▶ **The request**
Write out each line exactly as given. Leave the pictures out of your copy.

========================================

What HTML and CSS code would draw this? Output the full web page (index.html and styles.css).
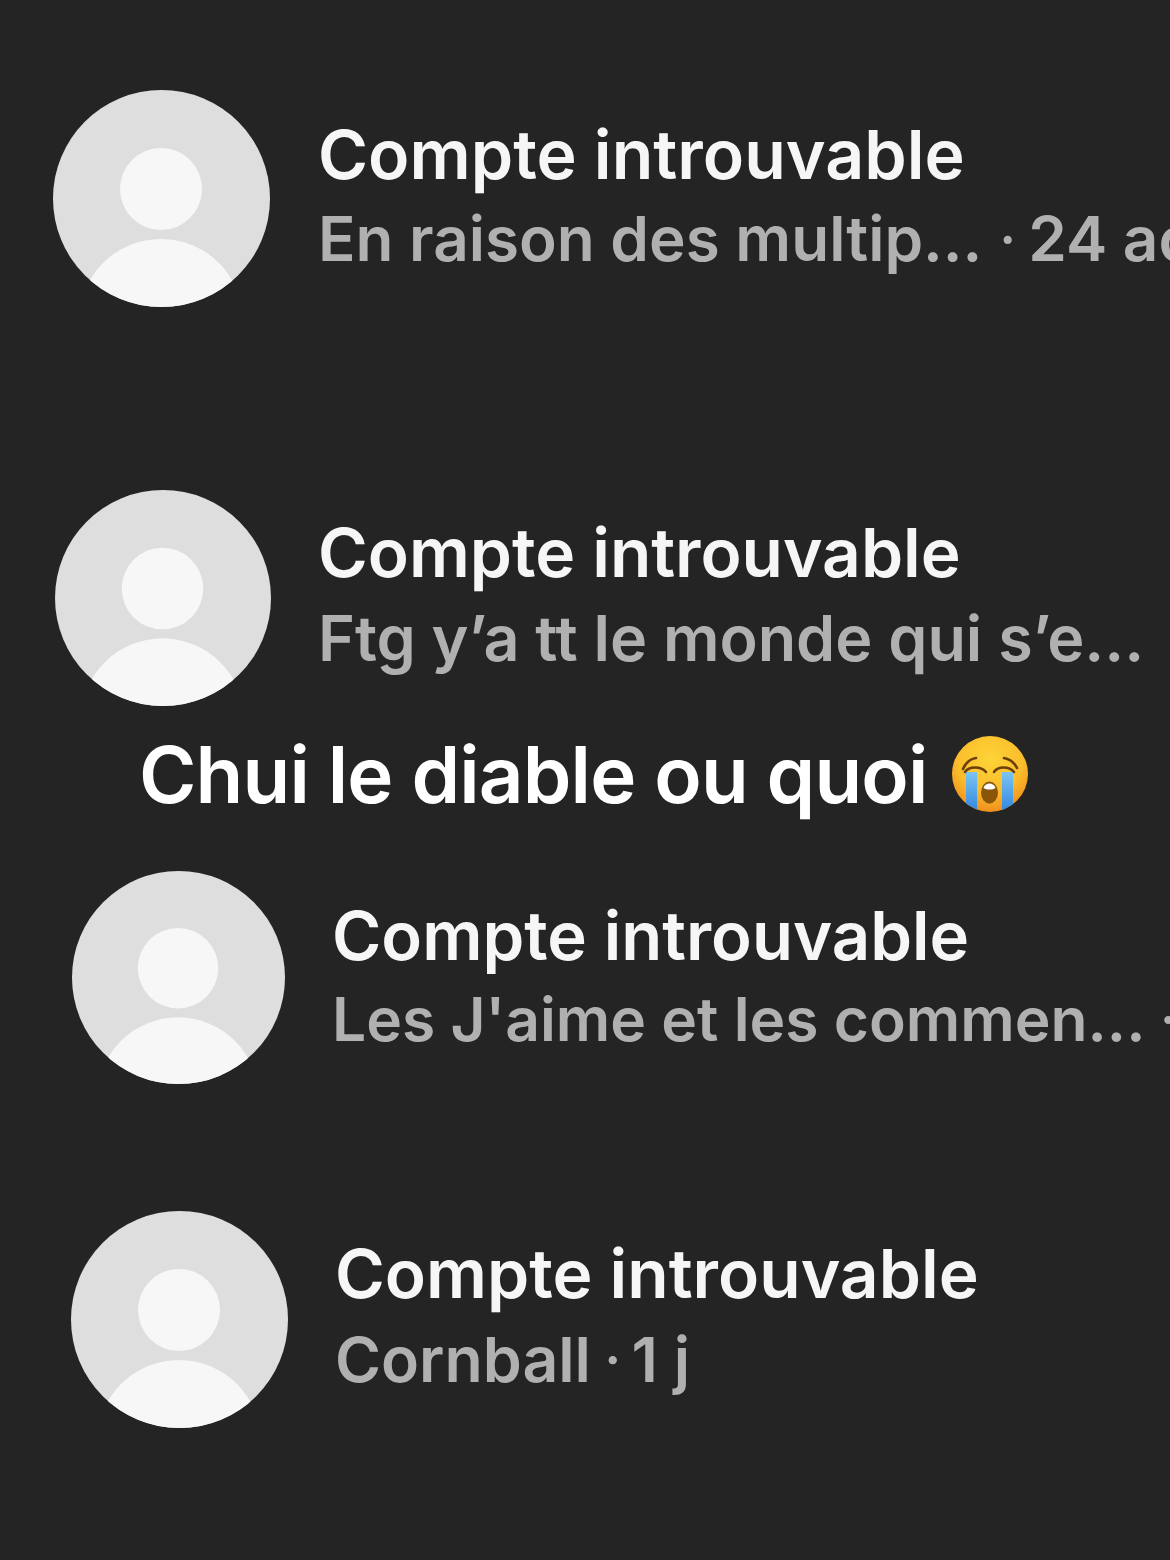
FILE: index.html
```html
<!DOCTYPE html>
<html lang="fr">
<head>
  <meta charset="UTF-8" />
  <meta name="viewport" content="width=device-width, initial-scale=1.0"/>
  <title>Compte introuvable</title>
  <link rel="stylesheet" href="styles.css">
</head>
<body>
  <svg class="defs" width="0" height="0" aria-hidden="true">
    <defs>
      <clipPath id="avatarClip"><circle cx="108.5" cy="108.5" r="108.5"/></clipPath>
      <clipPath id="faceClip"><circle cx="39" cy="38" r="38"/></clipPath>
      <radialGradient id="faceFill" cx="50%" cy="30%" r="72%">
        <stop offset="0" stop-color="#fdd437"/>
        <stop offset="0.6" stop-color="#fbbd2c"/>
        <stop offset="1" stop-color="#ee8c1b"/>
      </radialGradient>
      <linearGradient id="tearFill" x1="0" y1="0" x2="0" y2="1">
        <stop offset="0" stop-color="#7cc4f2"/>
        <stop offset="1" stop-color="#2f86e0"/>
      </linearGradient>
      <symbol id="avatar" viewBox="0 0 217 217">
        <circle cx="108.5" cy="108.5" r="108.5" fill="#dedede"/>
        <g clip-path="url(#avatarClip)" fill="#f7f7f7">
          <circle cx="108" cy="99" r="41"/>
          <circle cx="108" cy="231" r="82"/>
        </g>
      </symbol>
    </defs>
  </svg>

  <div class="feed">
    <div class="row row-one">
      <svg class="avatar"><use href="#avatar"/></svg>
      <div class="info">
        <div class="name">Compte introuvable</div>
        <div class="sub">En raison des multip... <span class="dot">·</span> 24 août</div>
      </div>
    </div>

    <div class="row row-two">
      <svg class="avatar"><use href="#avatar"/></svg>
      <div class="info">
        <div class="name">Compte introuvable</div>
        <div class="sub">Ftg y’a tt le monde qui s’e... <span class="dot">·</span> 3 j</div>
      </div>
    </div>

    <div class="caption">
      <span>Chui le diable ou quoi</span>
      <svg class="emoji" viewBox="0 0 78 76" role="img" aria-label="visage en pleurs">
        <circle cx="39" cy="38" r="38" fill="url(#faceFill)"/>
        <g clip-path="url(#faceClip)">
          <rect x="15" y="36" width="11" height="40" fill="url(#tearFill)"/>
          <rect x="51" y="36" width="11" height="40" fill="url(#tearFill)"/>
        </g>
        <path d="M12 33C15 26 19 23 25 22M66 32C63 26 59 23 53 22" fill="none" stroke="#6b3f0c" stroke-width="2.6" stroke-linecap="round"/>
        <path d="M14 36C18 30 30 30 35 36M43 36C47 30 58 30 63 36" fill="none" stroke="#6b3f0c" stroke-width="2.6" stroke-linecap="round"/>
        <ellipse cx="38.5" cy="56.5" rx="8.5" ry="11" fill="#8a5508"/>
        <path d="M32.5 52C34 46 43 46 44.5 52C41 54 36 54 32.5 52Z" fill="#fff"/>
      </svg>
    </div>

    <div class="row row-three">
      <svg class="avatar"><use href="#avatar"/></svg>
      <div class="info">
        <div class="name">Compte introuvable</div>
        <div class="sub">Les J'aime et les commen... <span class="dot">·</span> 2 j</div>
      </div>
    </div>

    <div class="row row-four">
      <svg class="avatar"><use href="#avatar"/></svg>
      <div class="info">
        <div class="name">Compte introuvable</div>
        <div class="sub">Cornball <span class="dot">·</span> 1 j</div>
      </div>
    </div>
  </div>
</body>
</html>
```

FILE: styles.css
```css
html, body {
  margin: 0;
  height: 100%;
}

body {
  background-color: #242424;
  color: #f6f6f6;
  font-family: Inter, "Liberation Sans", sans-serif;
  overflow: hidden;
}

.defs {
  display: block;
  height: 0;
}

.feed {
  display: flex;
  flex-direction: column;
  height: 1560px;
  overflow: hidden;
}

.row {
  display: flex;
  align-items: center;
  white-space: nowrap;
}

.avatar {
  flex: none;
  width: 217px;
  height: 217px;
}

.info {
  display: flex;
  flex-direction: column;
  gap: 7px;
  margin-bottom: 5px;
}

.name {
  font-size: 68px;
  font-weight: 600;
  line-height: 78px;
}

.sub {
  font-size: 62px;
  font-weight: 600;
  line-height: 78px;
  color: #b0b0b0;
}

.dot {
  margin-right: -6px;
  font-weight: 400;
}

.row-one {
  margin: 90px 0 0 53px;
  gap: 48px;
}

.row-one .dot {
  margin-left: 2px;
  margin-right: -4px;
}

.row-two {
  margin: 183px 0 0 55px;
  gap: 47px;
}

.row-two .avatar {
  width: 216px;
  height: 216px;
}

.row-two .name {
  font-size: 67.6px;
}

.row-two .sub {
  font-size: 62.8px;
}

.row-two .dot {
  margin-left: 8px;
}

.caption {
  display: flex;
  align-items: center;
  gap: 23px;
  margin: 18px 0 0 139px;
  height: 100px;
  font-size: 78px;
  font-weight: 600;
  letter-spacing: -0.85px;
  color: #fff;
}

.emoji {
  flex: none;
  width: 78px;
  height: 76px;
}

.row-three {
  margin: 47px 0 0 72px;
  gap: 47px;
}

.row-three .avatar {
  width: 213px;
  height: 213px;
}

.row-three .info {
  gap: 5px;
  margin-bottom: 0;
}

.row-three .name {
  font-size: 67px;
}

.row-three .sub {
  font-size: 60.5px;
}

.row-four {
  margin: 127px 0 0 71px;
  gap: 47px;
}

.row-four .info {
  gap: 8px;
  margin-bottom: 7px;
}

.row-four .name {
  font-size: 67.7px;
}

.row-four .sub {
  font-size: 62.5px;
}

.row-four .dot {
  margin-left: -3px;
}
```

========================================

▶ **Exercise result**
What HTML and CSS code would draw this? Output the full web page (index.html and styles.css).
FILE: index.html
```html
<!DOCTYPE html>
<html lang="fr">
<head>
  <meta charset="UTF-8" />
  <meta name="viewport" content="width=device-width, initial-scale=1.0"/>
  <title>Compte introuvable</title>
  <link rel="stylesheet" href="styles.css">
</head>
<body>
  <svg class="defs" width="0" height="0" aria-hidden="true">
    <defs>
      <clipPath id="avatarClip"><circle cx="108.5" cy="108.5" r="108.5"/></clipPath>
      <clipPath id="faceClip"><circle cx="39" cy="38" r="38"/></clipPath>
      <radialGradient id="faceFill" cx="50%" cy="30%" r="72%">
        <stop offset="0" stop-color="#fdd437"/>
        <stop offset="0.6" stop-color="#fbbd2c"/>
        <stop offset="1" stop-color="#ee8c1b"/>
      </radialGradient>
      <linearGradient id="tearFill" x1="0" y1="0" x2="0" y2="1">
        <stop offset="0" stop-color="#7cc4f2"/>
        <stop offset="1" stop-color="#2f86e0"/>
      </linearGradient>
      <symbol id="avatar" viewBox="0 0 217 217">
        <circle cx="108.5" cy="108.5" r="108.5" fill="#dedede"/>
        <g clip-path="url(#avatarClip)" fill="#f7f7f7">
          <circle cx="108" cy="99" r="41"/>
          <circle cx="108" cy="231" r="82"/>
        </g>
      </symbol>
    </defs>
  </svg>

  <div class="feed">
    <div class="row row-one">
      <svg class="avatar"><use href="#avatar"/></svg>
      <div class="info">
        <div class="name">Compte introuvable</div>
        <div class="sub">En raison des multip... <span class="dot">·</span> 24 août</div>
      </div>
    </div>

    <div class="row row-two">
      <svg class="avatar"><use href="#avatar"/></svg>
      <div class="info">
        <div class="name">Compte introuvable</div>
        <div class="sub">Ftg y’a tt le monde qui s’e... <span class="dot">·</span> 3 j</div>
      </div>
    </div>

    <div class="caption">
      <span>Chui le diable ou quoi</span>
      <svg class="emoji" viewBox="0 0 78 76" role="img" aria-label="visage en pleurs">
        <circle cx="39" cy="38" r="38" fill="url(#faceFill)"/>
        <g clip-path="url(#faceClip)">
          <rect x="15" y="36" width="11" height="40" fill="url(#tearFill)"/>
          <rect x="51" y="36" width="11" height="40" fill="url(#tearFill)"/>
        </g>
        <path d="M12 33C15 26 19 23 25 22M66 32C63 26 59 23 53 22" fill="none" stroke="#6b3f0c" stroke-width="2.6" stroke-linecap="round"/>
        <path d="M14 36C18 30 30 30 35 36M43 36C47 30 58 30 63 36" fill="none" stroke="#6b3f0c" stroke-width="2.6" stroke-linecap="round"/>
        <ellipse cx="38.5" cy="56.5" rx="8.5" ry="11" fill="#8a5508"/>
        <path d="M32.5 52C34 46 43 46 44.5 52C41 54 36 54 32.5 52Z" fill="#fff"/>
      </svg>
    </div>

    <div class="row row-three">
      <svg class="avatar"><use href="#avatar"/></svg>
      <div class="info">
        <div class="name">Compte introuvable</div>
        <div class="sub">Les J'aime et les commen... <span class="dot">·</span> 2 j</div>
      </div>
    </div>

    <div class="row row-four">
      <svg class="avatar"><use href="#avatar"/></svg>
      <div class="info">
        <div class="name">Compte introuvable</div>
        <div class="sub">Cornball <span class="dot">·</span> 1 j</div>
      </div>
    </div>
  </div>
</body>
</html>
```

FILE: styles.css
```css
html, body {
  margin: 0;
  height: 100%;
}

body {
  background-color: #242424;
  color: #f6f6f6;
  font-family: Inter, "Liberation Sans", sans-serif;
  overflow: hidden;
}

.defs {
  display: block;
  height: 0;
}

.feed {
  display: flex;
  flex-direction: column;
  height: 1560px;
  overflow: hidden;
}

.row {
  display: flex;
  align-items: center;
  white-space: nowrap;
}

.avatar {
  flex: none;
  width: 217px;
  height: 217px;
}

.info {
  display: flex;
  flex-direction: column;
  gap: 7px;
  margin-bottom: 5px;
}

.name {
  font-size: 68px;
  font-weight: 600;
  line-height: 78px;
}

.sub {
  font-size: 62px;
  font-weight: 600;
  line-height: 78px;
  color: #b0b0b0;
}

.dot {
  margin-right: -6px;
  font-weight: 400;
}

.row-one {
  margin: 90px 0 0 53px;
  gap: 48px;
}

.row-one .dot {
  margin-left: 2px;
  margin-right: -4px;
}

.row-two {
  margin: 183px 0 0 55px;
  gap: 47px;
}

.row-two .avatar {
  width: 216px;
  height: 216px;
}

.row-two .name {
  font-size: 67.6px;
}

.row-two .sub {
  font-size: 62.8px;
}

.row-two .dot {
  margin-left: 8px;
}

.caption {
  display: flex;
  align-items: center;
  gap: 23px;
  margin: 18px 0 0 139px;
  height: 100px;
  font-size: 78px;
  font-weight: 600;
  letter-spacing: -0.85px;
  color: #fff;
}

.emoji {
  flex: none;
  width: 78px;
  height: 76px;
}

.row-three {
  margin: 47px 0 0 72px;
  gap: 47px;
}

.row-three .avatar {
  width: 213px;
  height: 213px;
}

.row-three .info {
  gap: 5px;
  margin-bottom: 0;
}

.row-three .name {
  font-size: 67px;
}

.row-three .sub {
  font-size: 60.5px;
}

.row-four {
  margin: 127px 0 0 71px;
  gap: 47px;
}

.row-four .info {
  gap: 8px;
  margin-bottom: 7px;
}

.row-four .name {
  font-size: 67.7px;
}

.row-four .sub {
  font-size: 62.5px;
}

.row-four .dot {
  margin-left: -3px;
}
```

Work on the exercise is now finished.